| What to do |
In the listing that follows, locate the line containing "Generate a component" and the line containing "string; value: string". Retype exactly those two lines and every line between them, and nothing more.

| Input material |

————————

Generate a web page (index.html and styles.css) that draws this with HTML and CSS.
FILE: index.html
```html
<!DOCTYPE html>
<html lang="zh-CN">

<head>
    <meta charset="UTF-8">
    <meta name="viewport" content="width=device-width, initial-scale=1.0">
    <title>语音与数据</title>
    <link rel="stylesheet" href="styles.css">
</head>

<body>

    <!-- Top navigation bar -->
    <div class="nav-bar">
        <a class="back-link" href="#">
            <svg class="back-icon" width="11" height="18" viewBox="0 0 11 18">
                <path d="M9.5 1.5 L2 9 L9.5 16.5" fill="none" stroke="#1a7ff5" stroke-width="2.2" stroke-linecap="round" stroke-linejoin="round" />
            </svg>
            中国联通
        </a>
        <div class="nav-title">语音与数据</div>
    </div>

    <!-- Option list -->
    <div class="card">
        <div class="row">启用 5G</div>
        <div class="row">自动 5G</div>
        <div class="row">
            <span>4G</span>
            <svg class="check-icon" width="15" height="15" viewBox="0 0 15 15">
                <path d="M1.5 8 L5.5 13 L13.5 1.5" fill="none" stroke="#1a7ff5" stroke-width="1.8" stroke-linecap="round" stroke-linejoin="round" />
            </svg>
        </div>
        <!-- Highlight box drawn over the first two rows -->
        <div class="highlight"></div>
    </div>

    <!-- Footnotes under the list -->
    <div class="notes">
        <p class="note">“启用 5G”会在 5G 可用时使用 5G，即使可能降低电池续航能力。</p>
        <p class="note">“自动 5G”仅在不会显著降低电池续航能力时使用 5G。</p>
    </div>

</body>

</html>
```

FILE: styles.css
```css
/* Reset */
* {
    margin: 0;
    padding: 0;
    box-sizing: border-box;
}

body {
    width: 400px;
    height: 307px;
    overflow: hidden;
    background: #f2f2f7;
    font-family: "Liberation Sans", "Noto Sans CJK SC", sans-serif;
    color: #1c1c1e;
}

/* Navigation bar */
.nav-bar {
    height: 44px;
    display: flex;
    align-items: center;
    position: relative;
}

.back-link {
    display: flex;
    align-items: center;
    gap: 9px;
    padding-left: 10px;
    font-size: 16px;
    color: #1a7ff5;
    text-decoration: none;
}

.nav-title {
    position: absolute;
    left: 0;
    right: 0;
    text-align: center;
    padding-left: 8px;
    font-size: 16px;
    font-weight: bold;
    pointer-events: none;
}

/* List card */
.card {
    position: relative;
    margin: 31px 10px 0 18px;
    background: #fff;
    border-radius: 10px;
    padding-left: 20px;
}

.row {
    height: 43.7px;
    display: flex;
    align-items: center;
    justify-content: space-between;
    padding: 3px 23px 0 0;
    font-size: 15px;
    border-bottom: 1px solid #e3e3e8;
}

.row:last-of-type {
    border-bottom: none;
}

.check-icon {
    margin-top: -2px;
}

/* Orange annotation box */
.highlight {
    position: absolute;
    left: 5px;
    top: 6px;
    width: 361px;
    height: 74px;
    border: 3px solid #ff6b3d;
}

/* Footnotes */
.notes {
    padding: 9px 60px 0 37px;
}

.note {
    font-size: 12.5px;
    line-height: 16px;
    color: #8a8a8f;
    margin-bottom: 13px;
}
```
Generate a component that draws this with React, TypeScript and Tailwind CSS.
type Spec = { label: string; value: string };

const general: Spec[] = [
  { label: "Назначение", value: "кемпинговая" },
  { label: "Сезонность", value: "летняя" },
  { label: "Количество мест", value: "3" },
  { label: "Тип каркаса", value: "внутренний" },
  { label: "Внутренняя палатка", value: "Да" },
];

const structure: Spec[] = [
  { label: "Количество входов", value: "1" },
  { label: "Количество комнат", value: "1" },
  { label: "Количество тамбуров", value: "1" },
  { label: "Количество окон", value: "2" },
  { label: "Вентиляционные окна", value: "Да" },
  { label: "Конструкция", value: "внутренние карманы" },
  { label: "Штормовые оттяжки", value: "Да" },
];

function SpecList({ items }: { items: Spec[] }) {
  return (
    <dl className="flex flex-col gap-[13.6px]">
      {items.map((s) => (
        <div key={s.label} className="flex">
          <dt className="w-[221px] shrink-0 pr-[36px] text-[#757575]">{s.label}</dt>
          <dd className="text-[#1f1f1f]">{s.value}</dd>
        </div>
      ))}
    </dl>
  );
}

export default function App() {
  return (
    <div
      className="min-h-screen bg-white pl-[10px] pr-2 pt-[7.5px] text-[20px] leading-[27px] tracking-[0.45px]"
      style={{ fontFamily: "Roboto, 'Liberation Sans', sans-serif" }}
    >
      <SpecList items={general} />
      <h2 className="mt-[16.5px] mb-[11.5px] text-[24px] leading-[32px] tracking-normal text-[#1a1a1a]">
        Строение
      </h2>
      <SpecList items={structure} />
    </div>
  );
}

————————

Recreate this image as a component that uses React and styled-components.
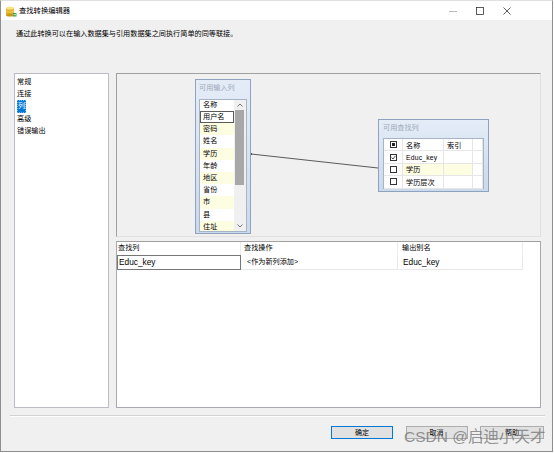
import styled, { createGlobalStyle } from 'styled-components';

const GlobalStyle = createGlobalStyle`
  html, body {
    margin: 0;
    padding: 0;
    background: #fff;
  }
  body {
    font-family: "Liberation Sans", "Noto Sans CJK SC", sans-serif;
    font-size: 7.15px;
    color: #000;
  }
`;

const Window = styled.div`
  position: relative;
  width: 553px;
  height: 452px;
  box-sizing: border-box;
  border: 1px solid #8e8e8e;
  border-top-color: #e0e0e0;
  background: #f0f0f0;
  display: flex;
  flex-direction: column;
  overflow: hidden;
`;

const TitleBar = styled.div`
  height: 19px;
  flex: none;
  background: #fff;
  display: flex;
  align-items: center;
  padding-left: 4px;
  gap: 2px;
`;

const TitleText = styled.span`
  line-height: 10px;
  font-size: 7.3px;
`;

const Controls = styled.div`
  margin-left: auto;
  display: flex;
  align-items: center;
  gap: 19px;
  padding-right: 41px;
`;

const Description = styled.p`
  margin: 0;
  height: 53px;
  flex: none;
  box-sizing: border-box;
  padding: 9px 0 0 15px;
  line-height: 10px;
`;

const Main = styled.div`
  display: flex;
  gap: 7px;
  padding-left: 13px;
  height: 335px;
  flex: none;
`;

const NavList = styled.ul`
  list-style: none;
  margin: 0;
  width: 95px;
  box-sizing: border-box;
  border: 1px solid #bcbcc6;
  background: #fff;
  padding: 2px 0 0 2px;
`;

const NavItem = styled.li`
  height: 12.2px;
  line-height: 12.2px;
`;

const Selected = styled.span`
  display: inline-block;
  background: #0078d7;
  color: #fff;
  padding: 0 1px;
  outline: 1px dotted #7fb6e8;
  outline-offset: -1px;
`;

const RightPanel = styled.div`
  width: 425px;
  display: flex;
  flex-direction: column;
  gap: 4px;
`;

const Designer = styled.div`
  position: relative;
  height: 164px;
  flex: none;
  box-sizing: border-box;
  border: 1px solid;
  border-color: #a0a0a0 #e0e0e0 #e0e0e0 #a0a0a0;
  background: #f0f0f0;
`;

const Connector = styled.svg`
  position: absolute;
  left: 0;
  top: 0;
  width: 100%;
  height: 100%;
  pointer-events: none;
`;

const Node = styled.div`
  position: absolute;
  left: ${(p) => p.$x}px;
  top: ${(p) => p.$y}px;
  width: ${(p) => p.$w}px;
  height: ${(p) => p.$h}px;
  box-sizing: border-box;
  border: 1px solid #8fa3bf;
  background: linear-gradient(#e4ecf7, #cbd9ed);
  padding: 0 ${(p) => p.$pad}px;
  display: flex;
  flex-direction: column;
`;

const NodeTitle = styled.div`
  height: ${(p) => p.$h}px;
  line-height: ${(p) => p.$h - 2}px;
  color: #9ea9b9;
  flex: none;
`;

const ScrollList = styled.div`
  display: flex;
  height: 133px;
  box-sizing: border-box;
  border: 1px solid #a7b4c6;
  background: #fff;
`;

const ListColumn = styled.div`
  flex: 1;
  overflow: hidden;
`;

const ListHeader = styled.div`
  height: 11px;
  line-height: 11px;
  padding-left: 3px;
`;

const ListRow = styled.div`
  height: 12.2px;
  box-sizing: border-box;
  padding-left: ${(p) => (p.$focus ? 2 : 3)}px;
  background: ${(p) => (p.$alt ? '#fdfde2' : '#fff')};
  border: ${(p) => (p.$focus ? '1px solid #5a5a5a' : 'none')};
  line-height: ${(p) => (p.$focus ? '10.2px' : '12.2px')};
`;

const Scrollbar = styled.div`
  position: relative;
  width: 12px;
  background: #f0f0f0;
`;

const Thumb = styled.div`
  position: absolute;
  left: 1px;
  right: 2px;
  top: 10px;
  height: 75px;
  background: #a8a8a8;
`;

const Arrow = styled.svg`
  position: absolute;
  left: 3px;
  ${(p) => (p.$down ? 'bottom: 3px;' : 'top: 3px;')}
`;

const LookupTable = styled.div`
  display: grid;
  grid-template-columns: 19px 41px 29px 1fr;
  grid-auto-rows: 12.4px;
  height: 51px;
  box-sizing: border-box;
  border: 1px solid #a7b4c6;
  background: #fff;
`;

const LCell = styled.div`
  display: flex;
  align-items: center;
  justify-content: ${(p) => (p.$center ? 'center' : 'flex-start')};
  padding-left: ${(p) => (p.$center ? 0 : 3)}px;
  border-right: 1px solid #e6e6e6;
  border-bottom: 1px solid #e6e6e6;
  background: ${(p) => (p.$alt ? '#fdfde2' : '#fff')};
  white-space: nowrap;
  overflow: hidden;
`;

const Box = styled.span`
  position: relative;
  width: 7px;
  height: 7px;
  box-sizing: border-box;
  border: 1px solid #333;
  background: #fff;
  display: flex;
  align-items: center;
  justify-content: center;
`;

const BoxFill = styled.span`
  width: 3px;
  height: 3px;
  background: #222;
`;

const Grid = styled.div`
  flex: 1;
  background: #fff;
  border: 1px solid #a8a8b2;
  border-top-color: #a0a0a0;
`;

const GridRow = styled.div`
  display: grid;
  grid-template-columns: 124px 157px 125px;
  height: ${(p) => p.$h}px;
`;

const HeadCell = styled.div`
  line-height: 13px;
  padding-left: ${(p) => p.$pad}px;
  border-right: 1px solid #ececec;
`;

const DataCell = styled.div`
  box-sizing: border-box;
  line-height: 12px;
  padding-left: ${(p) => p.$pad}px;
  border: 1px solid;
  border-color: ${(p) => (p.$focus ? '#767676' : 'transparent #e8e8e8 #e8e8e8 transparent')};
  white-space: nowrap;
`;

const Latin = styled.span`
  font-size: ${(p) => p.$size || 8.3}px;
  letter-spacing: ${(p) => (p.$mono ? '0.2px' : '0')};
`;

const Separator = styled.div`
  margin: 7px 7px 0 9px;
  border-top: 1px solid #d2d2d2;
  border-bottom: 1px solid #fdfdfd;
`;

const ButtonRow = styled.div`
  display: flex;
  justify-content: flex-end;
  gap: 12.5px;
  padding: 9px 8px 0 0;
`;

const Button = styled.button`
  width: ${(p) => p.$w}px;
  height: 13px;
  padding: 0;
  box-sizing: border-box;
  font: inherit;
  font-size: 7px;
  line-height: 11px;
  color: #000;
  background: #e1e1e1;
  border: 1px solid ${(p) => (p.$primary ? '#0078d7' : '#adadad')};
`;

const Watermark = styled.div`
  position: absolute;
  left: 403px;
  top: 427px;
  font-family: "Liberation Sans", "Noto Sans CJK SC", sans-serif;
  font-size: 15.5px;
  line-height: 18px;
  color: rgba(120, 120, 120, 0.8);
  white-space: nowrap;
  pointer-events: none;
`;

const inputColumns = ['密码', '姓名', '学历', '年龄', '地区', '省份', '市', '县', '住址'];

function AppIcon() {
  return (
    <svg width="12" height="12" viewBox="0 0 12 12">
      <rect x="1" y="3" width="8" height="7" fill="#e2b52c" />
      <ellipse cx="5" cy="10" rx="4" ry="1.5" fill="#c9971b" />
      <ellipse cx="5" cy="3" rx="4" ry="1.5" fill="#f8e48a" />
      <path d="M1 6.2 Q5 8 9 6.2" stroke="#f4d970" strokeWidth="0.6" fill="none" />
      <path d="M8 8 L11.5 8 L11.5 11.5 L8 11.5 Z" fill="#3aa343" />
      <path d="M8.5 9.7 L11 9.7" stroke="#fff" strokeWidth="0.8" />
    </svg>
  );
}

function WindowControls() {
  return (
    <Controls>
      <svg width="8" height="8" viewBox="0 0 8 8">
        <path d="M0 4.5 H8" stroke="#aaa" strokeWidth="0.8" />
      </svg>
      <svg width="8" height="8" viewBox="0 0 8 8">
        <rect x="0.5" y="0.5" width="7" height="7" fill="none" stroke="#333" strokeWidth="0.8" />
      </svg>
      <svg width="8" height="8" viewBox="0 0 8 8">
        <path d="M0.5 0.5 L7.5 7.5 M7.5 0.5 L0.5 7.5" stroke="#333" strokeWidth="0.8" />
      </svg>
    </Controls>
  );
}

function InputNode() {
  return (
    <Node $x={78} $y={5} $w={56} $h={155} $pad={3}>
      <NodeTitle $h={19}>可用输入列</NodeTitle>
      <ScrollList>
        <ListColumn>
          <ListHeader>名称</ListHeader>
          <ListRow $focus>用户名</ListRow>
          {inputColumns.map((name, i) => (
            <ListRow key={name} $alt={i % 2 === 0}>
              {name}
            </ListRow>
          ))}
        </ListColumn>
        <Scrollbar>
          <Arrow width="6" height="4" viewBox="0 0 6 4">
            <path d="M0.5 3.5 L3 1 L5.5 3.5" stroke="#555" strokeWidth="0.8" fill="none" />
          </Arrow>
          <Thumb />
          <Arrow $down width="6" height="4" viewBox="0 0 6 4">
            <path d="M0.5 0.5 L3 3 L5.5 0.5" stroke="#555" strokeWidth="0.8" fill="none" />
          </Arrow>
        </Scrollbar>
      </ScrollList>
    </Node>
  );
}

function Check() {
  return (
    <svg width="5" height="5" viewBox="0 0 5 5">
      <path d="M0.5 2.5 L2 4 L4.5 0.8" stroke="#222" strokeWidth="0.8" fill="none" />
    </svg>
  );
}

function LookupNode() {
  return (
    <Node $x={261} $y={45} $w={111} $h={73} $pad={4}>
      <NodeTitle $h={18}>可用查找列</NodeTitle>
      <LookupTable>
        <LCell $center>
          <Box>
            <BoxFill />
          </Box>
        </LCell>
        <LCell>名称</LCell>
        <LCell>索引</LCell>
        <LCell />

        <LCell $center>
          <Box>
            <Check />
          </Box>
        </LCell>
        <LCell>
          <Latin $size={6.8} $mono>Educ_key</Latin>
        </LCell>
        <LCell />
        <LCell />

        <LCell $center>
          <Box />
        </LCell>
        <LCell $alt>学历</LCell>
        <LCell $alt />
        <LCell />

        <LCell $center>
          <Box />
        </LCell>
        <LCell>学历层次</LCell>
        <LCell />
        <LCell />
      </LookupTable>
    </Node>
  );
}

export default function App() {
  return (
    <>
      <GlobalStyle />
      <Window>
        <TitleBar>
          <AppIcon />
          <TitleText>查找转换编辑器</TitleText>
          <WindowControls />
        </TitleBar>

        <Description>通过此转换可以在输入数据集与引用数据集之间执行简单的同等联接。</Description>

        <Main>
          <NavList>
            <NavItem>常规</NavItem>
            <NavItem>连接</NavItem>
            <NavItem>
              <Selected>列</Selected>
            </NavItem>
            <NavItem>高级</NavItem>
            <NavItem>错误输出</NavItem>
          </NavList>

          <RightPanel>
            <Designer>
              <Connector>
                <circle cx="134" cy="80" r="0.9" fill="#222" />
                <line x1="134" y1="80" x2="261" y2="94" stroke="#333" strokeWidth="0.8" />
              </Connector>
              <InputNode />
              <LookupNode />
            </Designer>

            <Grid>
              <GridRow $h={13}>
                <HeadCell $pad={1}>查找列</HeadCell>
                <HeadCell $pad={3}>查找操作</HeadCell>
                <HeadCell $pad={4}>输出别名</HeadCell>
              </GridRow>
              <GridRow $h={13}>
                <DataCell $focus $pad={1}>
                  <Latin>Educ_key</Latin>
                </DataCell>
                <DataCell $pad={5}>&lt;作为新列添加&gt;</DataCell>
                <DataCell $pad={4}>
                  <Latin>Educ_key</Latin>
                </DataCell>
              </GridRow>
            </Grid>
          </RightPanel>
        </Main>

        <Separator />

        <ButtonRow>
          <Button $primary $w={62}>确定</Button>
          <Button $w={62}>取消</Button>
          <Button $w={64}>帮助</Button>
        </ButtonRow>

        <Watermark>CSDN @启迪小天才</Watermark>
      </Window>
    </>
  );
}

————————

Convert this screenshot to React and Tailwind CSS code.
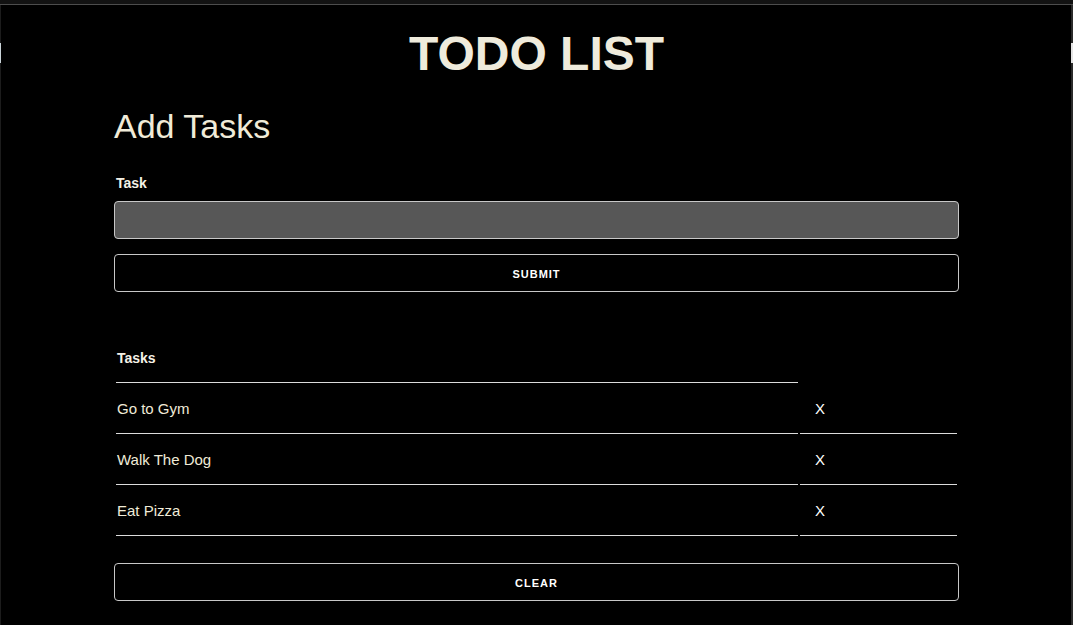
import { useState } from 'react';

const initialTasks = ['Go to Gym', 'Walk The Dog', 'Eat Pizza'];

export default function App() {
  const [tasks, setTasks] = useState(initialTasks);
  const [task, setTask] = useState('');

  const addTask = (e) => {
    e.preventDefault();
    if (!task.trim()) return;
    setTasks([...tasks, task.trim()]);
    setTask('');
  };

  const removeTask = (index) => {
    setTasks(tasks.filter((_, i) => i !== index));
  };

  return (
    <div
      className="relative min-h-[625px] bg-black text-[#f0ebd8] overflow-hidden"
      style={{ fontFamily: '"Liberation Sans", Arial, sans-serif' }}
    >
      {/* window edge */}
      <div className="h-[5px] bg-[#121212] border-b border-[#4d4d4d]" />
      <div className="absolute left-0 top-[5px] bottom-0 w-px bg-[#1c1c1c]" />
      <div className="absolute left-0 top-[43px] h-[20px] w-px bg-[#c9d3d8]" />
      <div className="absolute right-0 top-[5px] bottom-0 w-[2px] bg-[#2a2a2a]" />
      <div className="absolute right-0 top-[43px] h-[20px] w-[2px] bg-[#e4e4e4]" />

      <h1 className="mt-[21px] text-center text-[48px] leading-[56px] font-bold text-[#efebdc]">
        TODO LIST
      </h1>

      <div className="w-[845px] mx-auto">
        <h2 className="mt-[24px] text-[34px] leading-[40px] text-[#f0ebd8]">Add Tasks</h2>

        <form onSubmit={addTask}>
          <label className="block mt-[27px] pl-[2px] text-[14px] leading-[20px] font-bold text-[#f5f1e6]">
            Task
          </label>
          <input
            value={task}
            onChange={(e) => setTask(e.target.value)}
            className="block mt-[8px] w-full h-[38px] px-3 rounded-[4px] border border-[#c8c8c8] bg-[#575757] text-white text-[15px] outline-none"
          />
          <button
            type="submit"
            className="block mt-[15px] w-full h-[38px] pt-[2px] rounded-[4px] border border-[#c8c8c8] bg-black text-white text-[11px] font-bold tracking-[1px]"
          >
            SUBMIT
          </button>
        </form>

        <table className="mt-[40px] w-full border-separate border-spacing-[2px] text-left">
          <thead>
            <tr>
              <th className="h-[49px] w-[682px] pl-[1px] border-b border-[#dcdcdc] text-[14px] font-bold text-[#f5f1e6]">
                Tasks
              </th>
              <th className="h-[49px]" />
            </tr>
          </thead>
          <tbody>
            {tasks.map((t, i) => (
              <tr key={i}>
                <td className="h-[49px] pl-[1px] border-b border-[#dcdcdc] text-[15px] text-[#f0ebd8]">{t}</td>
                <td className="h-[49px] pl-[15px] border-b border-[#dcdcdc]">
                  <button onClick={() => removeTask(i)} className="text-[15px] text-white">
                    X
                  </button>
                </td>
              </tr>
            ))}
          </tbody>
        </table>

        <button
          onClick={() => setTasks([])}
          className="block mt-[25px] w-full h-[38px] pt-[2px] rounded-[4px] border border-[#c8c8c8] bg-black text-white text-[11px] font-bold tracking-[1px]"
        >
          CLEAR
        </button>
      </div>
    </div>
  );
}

————————

| Correct response |
Generate a component that draws this with React, TypeScript and Tailwind CSS.
type Spec = { label: string; value: string };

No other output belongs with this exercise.